──────── Dataset content ────────

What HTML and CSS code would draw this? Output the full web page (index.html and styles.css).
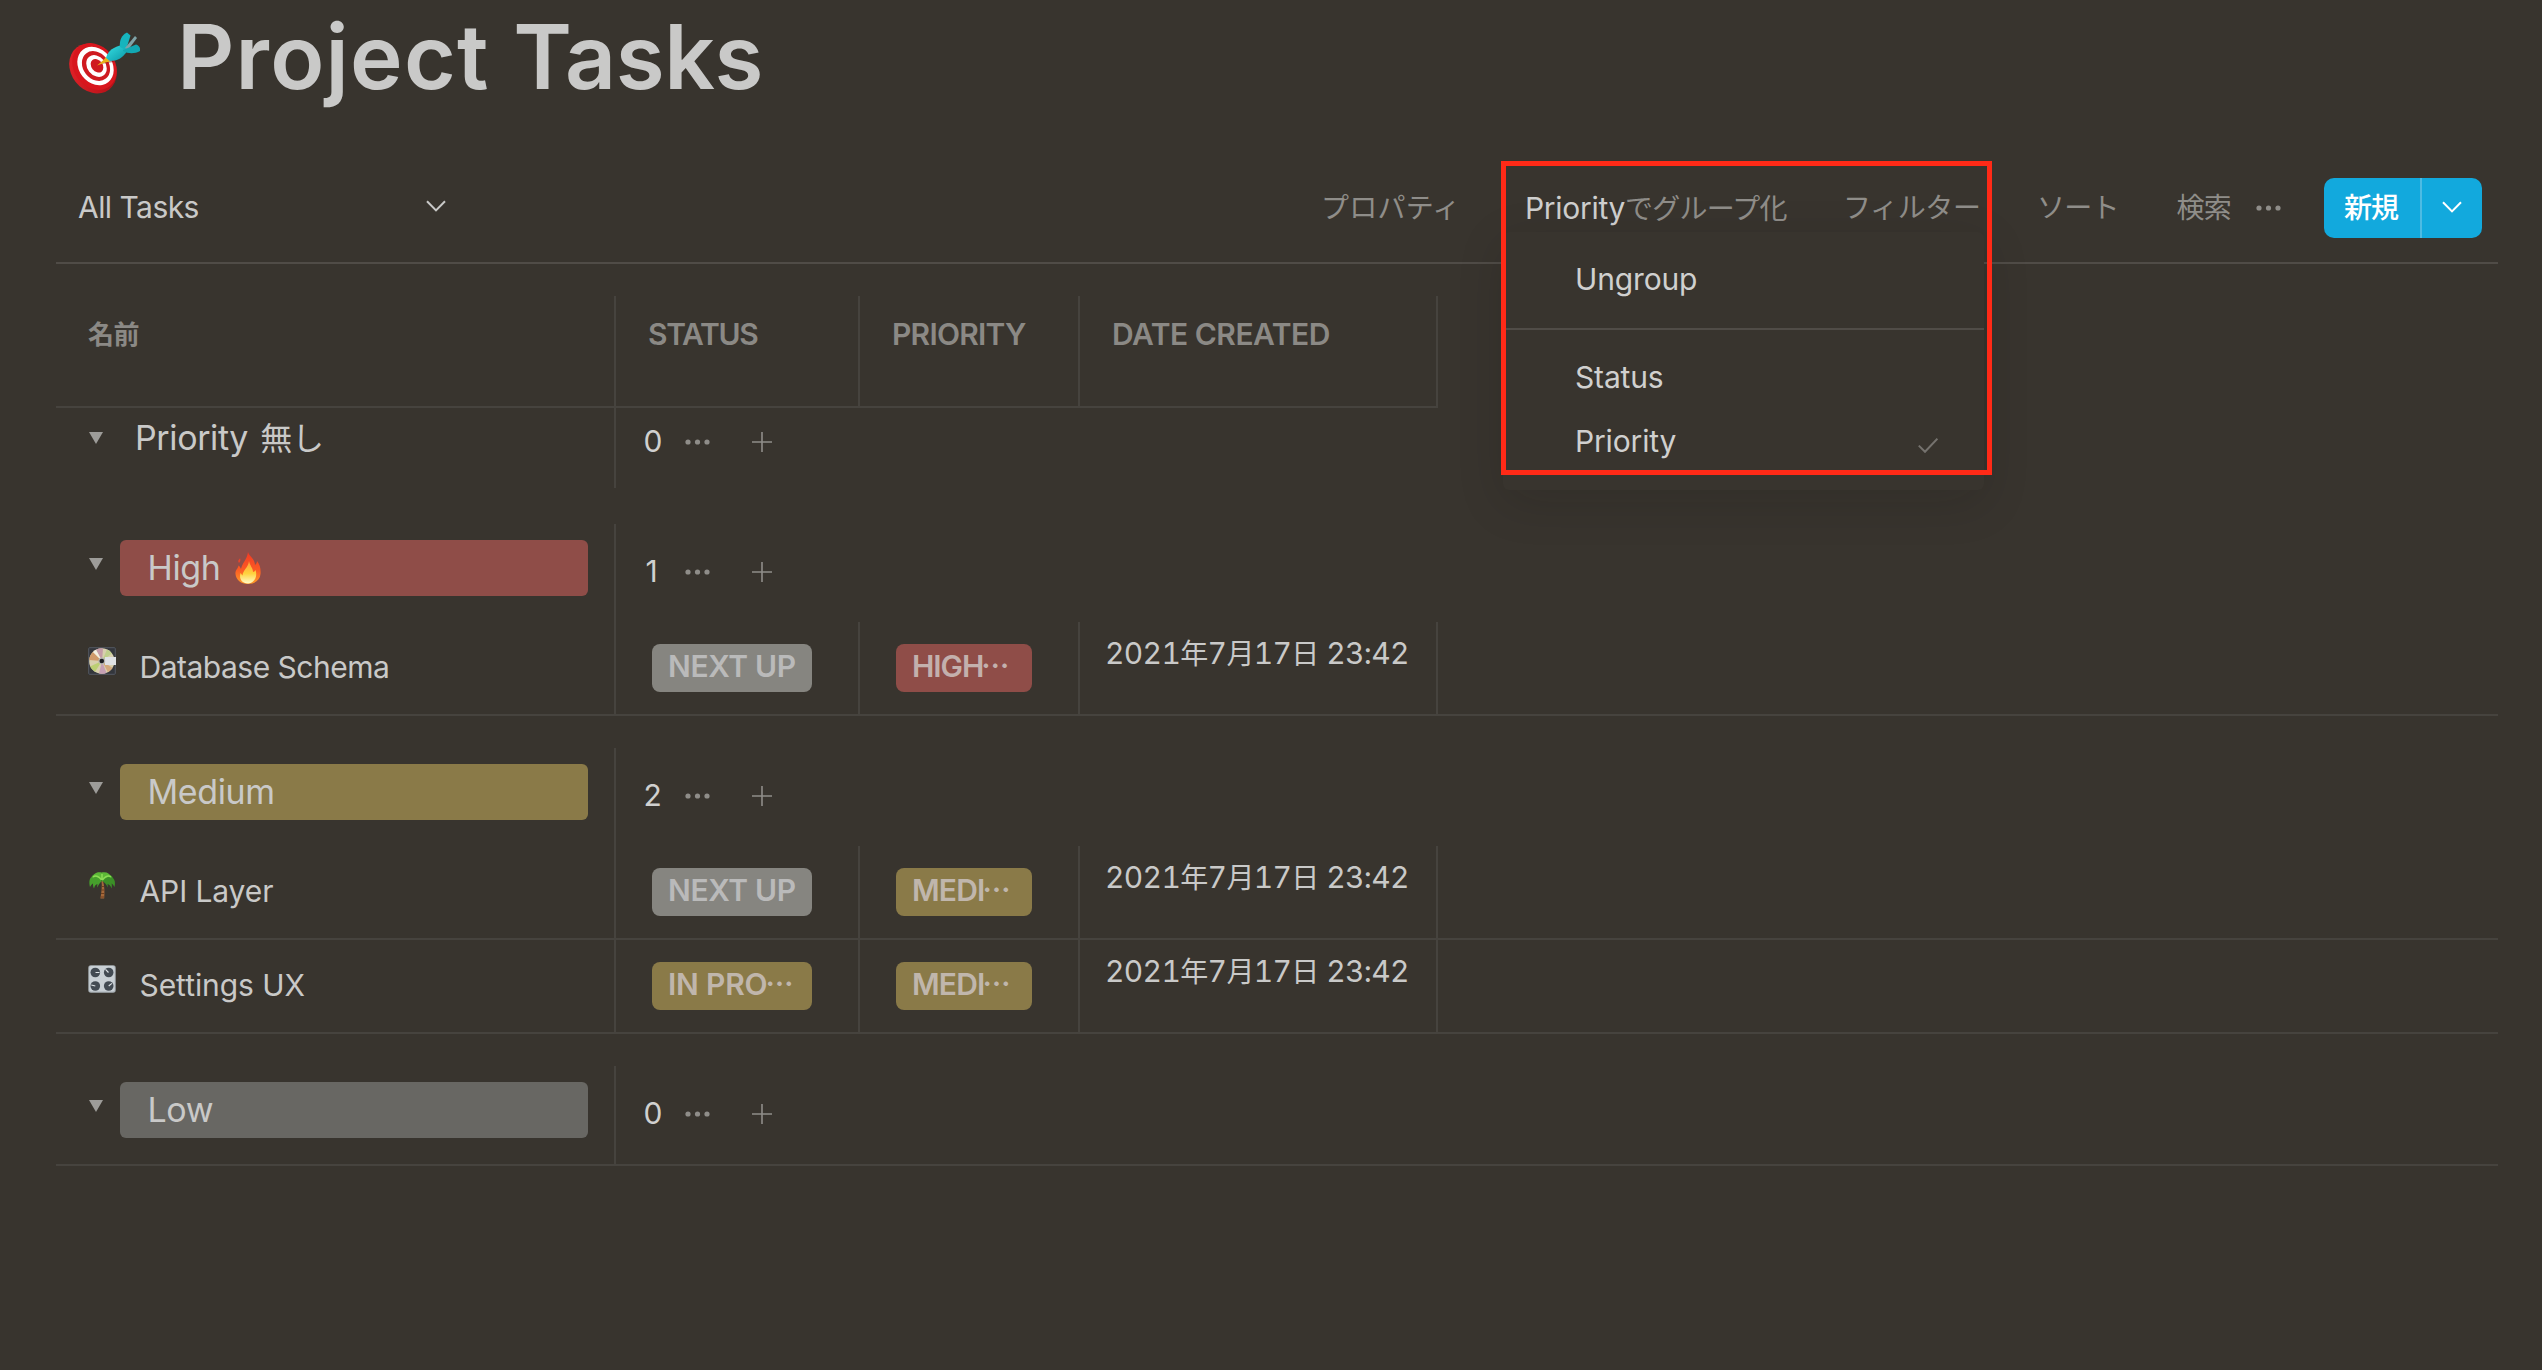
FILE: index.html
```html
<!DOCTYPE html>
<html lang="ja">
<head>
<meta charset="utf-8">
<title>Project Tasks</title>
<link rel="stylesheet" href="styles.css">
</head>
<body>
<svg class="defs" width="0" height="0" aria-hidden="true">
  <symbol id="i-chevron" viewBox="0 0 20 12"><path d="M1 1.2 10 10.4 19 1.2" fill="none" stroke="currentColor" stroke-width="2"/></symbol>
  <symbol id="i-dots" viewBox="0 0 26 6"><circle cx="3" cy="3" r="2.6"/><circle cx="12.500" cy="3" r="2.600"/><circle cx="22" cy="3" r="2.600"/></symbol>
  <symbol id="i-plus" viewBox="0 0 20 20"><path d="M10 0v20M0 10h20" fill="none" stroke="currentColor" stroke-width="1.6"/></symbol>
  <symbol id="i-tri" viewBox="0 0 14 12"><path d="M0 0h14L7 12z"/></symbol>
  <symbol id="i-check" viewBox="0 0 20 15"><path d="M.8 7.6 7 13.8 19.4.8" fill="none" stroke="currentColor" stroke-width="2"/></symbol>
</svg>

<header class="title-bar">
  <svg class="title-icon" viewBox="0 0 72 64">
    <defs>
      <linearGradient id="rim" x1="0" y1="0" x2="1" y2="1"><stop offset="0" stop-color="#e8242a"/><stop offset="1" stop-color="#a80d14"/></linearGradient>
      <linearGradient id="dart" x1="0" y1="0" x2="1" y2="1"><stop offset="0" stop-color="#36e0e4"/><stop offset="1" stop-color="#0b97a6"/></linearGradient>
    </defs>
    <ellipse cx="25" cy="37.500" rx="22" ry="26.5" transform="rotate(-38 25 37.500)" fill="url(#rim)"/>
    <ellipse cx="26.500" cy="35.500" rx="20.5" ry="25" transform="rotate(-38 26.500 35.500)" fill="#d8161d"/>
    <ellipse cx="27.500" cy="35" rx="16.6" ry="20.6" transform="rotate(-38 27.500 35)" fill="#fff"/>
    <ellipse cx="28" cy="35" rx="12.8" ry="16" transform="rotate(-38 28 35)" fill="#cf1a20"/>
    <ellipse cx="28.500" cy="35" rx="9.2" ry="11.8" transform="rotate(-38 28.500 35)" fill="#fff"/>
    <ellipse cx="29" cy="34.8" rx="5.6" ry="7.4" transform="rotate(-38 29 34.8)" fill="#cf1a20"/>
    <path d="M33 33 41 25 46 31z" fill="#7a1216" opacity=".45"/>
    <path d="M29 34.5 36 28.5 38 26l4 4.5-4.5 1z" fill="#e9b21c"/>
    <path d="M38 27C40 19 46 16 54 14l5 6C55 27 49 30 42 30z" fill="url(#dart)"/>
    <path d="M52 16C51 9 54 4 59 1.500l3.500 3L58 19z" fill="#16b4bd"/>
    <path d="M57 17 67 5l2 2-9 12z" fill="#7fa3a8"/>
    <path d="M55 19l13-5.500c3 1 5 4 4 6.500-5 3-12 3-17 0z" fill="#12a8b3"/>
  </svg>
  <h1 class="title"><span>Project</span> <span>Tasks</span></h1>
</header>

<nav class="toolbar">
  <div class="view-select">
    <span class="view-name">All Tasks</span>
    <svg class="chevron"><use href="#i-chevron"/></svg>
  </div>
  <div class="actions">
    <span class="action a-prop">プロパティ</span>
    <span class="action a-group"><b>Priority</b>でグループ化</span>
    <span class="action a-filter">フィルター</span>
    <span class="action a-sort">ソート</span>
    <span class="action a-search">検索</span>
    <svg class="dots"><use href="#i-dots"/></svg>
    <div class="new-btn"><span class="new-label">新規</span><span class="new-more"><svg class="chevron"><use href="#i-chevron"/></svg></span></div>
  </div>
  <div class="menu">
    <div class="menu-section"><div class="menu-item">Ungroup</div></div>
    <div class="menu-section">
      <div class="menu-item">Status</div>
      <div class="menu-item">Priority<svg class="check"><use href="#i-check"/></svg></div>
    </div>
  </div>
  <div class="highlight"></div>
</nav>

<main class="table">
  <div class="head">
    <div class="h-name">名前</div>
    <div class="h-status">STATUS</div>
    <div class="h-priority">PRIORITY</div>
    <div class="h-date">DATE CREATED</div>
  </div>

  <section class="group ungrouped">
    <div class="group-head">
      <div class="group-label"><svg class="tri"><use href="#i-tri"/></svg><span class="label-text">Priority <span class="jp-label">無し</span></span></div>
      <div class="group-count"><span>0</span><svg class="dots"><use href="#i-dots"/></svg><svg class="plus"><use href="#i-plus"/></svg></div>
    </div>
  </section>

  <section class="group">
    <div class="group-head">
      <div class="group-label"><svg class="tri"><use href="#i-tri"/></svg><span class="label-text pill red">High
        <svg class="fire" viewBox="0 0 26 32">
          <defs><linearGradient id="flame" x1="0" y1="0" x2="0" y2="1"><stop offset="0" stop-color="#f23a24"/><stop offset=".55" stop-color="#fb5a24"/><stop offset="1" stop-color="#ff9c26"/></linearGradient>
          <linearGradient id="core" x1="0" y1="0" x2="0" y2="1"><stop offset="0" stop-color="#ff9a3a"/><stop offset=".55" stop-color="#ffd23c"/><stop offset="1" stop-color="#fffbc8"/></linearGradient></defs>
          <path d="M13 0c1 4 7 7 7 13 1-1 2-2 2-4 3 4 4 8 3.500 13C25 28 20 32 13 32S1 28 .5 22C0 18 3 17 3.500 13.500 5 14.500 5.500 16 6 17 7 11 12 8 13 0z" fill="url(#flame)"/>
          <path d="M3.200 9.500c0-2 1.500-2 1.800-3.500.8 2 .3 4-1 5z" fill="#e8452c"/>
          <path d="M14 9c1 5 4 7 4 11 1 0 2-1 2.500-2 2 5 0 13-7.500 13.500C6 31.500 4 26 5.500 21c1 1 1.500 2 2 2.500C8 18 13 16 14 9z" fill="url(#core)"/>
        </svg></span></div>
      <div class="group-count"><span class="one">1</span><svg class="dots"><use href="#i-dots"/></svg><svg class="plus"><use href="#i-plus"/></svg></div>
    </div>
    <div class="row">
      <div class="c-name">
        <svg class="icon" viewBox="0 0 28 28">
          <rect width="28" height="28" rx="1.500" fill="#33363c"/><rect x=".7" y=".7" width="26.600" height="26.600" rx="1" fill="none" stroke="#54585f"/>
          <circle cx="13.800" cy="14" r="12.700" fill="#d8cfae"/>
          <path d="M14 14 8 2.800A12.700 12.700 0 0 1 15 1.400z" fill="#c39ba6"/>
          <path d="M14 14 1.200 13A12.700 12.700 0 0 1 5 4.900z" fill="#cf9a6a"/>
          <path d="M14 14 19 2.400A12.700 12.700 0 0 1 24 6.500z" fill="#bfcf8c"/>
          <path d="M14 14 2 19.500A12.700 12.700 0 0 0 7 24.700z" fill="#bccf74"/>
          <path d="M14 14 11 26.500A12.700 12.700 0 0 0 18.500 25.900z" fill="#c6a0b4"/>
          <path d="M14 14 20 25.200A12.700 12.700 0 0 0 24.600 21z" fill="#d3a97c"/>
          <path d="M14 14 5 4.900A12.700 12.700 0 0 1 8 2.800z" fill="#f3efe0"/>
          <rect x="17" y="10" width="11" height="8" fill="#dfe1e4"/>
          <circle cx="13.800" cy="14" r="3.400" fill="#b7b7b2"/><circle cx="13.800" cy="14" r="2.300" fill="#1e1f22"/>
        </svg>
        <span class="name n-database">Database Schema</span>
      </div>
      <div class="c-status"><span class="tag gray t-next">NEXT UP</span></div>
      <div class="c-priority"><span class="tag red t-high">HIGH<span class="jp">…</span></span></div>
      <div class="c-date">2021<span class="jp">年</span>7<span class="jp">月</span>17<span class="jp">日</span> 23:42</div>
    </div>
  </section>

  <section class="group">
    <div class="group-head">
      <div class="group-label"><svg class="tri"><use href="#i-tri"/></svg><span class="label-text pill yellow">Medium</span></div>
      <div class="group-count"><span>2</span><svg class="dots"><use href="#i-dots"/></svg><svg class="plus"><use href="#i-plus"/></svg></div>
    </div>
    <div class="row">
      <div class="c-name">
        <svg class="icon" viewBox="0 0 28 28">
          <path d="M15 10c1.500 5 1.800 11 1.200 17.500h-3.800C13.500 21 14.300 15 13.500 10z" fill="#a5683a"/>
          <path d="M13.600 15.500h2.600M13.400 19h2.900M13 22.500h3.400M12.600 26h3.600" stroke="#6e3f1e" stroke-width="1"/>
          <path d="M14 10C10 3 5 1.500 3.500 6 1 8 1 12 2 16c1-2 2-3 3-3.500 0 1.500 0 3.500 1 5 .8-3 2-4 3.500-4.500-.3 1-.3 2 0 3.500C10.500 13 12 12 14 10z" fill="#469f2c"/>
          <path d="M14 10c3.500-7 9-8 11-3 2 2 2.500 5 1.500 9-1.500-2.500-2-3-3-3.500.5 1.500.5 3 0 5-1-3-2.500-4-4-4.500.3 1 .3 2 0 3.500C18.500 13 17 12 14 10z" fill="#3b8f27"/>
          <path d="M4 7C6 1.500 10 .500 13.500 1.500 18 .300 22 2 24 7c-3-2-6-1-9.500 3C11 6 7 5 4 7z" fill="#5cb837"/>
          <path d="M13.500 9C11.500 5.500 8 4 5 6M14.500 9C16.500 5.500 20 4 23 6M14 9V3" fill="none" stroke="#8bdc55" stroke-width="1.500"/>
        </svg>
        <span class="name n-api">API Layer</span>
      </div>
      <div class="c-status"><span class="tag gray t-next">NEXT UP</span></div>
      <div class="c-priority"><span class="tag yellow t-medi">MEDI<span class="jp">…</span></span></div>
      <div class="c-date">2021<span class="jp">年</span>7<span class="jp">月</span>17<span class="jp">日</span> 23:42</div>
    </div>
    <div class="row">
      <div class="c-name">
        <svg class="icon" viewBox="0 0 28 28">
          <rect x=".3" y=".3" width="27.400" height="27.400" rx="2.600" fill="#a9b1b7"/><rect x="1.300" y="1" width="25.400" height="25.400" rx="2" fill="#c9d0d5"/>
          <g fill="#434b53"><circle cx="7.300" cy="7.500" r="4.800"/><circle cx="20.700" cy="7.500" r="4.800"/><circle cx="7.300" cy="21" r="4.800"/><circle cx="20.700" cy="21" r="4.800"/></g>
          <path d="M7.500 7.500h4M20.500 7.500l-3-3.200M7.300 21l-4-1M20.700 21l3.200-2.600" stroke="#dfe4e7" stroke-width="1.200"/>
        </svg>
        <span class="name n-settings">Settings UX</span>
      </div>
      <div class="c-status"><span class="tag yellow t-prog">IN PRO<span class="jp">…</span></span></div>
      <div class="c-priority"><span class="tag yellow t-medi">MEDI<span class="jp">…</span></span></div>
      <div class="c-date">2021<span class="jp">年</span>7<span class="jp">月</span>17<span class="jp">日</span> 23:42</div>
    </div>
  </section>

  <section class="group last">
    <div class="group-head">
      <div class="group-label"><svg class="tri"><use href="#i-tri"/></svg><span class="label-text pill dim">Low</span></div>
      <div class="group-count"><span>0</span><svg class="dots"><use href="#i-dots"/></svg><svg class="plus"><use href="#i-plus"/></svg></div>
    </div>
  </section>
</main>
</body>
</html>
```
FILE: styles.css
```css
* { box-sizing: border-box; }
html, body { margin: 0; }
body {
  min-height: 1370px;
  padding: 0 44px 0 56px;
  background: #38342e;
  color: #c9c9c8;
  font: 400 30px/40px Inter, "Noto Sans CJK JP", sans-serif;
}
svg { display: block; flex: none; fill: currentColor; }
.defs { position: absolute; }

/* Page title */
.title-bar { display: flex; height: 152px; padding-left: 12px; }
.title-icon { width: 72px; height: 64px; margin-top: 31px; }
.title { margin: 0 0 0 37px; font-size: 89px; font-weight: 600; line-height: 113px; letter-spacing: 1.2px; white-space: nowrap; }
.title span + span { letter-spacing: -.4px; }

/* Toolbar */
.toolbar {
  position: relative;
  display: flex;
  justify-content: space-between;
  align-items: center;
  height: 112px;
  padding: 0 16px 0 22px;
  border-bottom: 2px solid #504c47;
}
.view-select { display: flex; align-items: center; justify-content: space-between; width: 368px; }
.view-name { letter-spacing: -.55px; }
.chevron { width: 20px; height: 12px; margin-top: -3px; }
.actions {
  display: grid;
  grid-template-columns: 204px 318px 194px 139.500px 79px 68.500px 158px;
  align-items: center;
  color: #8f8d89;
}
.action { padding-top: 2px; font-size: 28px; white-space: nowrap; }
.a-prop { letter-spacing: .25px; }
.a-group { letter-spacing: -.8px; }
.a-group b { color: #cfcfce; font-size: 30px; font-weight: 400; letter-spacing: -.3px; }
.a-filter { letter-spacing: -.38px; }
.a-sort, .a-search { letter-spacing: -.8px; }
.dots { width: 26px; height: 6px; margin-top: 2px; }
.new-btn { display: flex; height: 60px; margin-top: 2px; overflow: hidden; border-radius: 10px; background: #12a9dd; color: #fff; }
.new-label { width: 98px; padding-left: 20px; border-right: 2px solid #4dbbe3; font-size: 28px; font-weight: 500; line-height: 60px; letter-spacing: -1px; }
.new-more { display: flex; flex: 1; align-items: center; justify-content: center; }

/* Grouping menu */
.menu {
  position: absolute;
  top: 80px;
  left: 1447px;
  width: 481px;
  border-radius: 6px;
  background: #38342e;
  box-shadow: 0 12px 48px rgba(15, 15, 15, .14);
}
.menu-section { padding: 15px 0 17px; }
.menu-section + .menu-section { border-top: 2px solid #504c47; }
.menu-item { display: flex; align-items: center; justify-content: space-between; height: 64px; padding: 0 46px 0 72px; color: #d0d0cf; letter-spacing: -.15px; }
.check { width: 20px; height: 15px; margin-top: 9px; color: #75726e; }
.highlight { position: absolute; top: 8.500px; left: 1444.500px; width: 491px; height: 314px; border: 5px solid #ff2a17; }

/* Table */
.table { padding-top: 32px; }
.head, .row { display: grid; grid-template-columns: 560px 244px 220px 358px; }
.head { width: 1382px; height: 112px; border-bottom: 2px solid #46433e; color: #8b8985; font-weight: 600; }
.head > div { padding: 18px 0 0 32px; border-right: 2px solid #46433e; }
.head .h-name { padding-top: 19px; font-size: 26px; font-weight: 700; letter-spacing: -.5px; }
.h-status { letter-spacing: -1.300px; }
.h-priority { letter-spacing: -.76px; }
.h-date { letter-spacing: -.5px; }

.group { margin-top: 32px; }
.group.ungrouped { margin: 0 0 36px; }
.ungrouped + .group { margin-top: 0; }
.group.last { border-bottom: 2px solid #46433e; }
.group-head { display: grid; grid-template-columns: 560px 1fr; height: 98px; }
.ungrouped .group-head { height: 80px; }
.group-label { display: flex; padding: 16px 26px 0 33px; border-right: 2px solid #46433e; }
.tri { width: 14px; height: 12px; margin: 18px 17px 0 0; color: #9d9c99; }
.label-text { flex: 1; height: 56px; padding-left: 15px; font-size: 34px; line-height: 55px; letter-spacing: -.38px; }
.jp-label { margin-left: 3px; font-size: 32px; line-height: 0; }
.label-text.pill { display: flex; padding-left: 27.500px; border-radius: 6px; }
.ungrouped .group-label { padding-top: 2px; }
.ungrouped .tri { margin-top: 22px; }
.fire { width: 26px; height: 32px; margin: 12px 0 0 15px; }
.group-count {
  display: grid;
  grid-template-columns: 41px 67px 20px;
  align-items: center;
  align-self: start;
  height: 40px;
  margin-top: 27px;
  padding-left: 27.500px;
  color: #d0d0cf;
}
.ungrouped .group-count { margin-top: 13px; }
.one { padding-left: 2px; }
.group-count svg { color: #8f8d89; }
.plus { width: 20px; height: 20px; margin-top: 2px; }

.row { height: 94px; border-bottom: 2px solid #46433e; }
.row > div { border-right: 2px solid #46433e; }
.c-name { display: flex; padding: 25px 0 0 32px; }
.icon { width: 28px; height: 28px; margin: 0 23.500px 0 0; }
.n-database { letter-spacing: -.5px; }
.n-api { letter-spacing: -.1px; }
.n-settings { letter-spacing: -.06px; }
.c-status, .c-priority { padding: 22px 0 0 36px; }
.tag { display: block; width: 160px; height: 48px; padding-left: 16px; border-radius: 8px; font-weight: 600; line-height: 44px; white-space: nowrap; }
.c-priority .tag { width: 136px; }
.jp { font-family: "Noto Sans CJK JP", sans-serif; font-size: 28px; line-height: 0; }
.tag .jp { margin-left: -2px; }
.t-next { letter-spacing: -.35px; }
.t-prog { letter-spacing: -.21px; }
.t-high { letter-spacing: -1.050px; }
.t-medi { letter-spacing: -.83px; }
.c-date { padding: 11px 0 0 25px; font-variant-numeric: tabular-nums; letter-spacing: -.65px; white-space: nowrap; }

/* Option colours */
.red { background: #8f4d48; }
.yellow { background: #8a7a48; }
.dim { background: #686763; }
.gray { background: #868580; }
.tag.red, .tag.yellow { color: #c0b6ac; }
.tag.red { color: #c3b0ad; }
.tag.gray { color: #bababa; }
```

────────

» **Your objective**
Your task is to collect every line above that contains the word "index".

» **Written response**
What HTML and CSS code would draw this? Output the full web page (index.html and styles.css).
FILE: index.html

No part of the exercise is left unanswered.